▶ [Requirement]:
From the records below, print only the part that opens with the line containing "Convert this table" and closes with the line containing "const HEAD = ['人物', '身高/体重', '肩宽', '三围', '大/小腿围', '尺码', '试穿效果'];"; omit the pictures.

=== Materials provided ===

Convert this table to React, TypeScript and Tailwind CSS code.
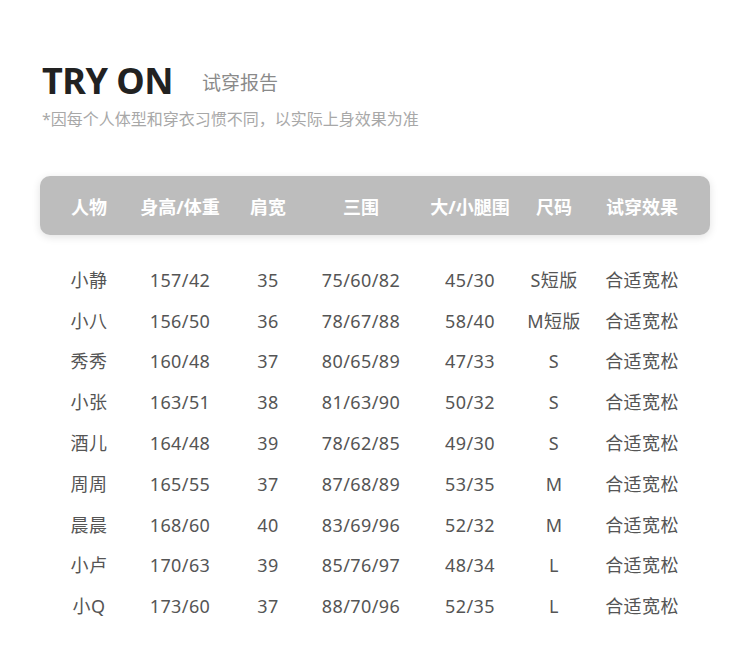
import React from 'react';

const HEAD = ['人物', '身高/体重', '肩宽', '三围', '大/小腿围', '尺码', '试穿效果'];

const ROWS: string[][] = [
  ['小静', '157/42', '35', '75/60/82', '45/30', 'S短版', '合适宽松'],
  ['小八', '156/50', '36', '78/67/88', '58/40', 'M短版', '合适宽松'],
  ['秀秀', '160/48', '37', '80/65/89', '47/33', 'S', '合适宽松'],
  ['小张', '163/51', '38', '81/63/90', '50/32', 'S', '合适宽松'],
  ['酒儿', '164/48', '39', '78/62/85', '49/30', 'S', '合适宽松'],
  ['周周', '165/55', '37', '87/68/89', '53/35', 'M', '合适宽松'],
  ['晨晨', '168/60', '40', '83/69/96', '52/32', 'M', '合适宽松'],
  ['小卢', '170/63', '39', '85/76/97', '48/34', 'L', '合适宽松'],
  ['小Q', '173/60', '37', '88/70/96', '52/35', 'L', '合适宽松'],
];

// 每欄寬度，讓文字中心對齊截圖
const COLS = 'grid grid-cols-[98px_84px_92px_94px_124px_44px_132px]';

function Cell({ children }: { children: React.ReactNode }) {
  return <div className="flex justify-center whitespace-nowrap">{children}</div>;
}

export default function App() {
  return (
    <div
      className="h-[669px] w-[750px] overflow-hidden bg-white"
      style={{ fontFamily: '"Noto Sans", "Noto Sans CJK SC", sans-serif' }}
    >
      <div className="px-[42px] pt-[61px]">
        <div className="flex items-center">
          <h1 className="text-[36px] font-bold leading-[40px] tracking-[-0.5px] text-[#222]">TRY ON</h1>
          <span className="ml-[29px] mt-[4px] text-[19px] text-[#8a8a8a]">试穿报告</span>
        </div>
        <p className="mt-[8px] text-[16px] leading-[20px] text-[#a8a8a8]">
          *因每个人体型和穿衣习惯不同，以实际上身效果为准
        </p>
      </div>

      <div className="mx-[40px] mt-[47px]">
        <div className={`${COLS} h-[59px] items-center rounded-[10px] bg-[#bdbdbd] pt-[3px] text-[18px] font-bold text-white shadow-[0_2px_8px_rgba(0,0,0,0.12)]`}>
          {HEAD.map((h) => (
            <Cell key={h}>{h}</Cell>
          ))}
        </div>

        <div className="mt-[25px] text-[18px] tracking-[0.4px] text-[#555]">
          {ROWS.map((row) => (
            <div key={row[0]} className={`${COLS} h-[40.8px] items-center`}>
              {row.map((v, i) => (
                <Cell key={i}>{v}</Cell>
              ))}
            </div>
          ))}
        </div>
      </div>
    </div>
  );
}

===
=== Materials provided ===

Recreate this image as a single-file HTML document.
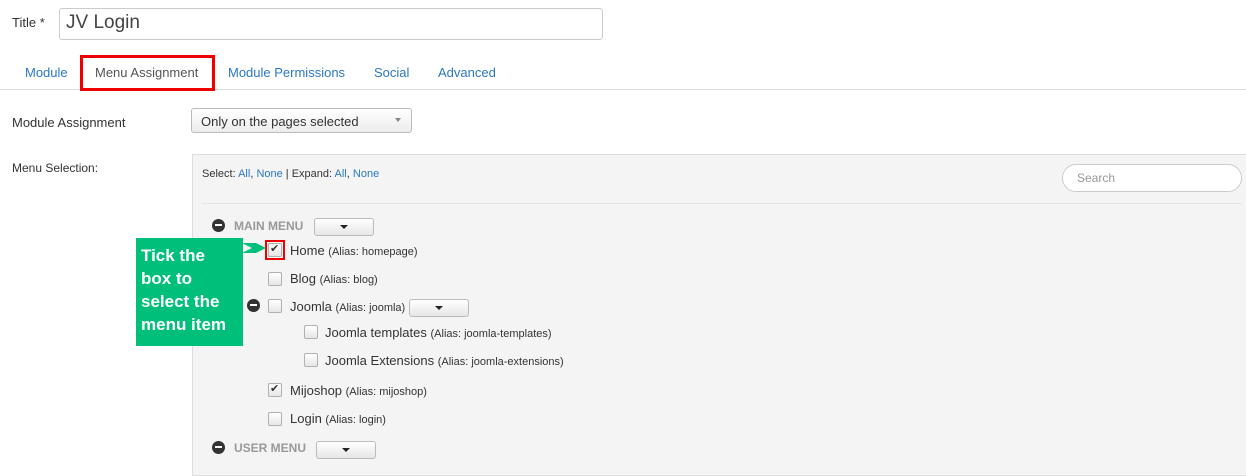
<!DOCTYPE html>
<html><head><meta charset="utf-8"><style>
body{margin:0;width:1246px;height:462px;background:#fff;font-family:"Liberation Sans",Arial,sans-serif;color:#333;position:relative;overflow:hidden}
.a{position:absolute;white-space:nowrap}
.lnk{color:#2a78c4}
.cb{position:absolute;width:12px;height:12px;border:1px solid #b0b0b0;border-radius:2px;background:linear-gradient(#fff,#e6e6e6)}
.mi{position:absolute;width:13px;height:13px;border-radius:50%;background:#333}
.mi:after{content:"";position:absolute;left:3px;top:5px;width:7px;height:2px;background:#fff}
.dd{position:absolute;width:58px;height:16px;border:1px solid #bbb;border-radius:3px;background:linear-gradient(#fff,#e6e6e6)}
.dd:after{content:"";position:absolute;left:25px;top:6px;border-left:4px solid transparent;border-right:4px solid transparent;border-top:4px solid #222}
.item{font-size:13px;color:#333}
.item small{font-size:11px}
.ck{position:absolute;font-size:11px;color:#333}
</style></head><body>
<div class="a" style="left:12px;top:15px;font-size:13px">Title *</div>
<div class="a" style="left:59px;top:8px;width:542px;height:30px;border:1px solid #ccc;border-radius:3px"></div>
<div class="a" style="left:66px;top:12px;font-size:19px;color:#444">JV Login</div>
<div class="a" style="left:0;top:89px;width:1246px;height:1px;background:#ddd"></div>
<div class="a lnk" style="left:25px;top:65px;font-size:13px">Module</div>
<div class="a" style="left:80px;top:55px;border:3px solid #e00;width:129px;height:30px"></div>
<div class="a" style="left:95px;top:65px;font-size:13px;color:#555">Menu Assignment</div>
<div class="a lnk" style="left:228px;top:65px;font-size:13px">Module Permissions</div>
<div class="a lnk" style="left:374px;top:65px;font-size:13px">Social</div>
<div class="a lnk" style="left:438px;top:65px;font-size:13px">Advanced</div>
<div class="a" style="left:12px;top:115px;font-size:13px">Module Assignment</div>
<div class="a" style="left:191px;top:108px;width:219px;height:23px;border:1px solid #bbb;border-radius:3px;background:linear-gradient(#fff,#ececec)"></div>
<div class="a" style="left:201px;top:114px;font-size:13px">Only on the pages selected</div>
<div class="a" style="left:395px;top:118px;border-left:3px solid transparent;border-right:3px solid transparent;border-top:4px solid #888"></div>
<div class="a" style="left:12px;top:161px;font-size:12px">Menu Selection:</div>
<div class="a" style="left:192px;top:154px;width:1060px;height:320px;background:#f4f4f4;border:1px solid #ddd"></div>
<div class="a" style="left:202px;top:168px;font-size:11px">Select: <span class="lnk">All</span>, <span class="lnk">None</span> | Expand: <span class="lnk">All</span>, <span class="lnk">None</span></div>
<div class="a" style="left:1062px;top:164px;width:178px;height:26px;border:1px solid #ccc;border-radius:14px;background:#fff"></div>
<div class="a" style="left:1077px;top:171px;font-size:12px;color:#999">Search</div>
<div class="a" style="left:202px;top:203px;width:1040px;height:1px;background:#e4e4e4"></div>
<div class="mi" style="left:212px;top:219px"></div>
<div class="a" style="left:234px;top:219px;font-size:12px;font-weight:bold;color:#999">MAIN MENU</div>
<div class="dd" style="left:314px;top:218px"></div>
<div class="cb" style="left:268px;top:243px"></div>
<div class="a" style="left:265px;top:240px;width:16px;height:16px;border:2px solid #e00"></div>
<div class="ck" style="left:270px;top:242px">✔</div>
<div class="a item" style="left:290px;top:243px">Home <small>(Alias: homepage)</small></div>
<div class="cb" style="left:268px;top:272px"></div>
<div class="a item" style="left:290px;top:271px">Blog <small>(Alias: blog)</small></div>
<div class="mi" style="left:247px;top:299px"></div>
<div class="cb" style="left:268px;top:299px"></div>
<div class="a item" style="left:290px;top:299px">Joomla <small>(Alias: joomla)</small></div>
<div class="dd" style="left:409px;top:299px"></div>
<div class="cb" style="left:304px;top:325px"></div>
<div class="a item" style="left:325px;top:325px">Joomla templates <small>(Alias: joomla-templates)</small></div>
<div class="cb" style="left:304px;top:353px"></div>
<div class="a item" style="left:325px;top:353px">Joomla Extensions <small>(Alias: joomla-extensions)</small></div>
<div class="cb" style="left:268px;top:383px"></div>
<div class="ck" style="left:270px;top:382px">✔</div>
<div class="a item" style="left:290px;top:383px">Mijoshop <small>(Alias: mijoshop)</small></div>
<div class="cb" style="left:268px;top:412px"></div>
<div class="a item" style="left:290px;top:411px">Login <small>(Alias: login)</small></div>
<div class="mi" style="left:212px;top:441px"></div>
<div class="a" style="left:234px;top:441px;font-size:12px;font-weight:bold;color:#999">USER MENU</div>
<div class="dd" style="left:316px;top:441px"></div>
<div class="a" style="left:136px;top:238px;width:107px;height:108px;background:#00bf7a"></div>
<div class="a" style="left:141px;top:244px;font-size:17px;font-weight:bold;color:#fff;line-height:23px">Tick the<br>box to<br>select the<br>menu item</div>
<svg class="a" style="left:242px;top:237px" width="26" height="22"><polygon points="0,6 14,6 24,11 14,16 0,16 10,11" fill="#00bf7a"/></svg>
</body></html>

===

▶ [Worked solution]:
Convert this table to React, TypeScript and Tailwind CSS code.
import React from 'react';

const HEAD = ['人物', '身高/体重', '肩宽', '三围', '大/小腿围', '尺码', '试穿效果'];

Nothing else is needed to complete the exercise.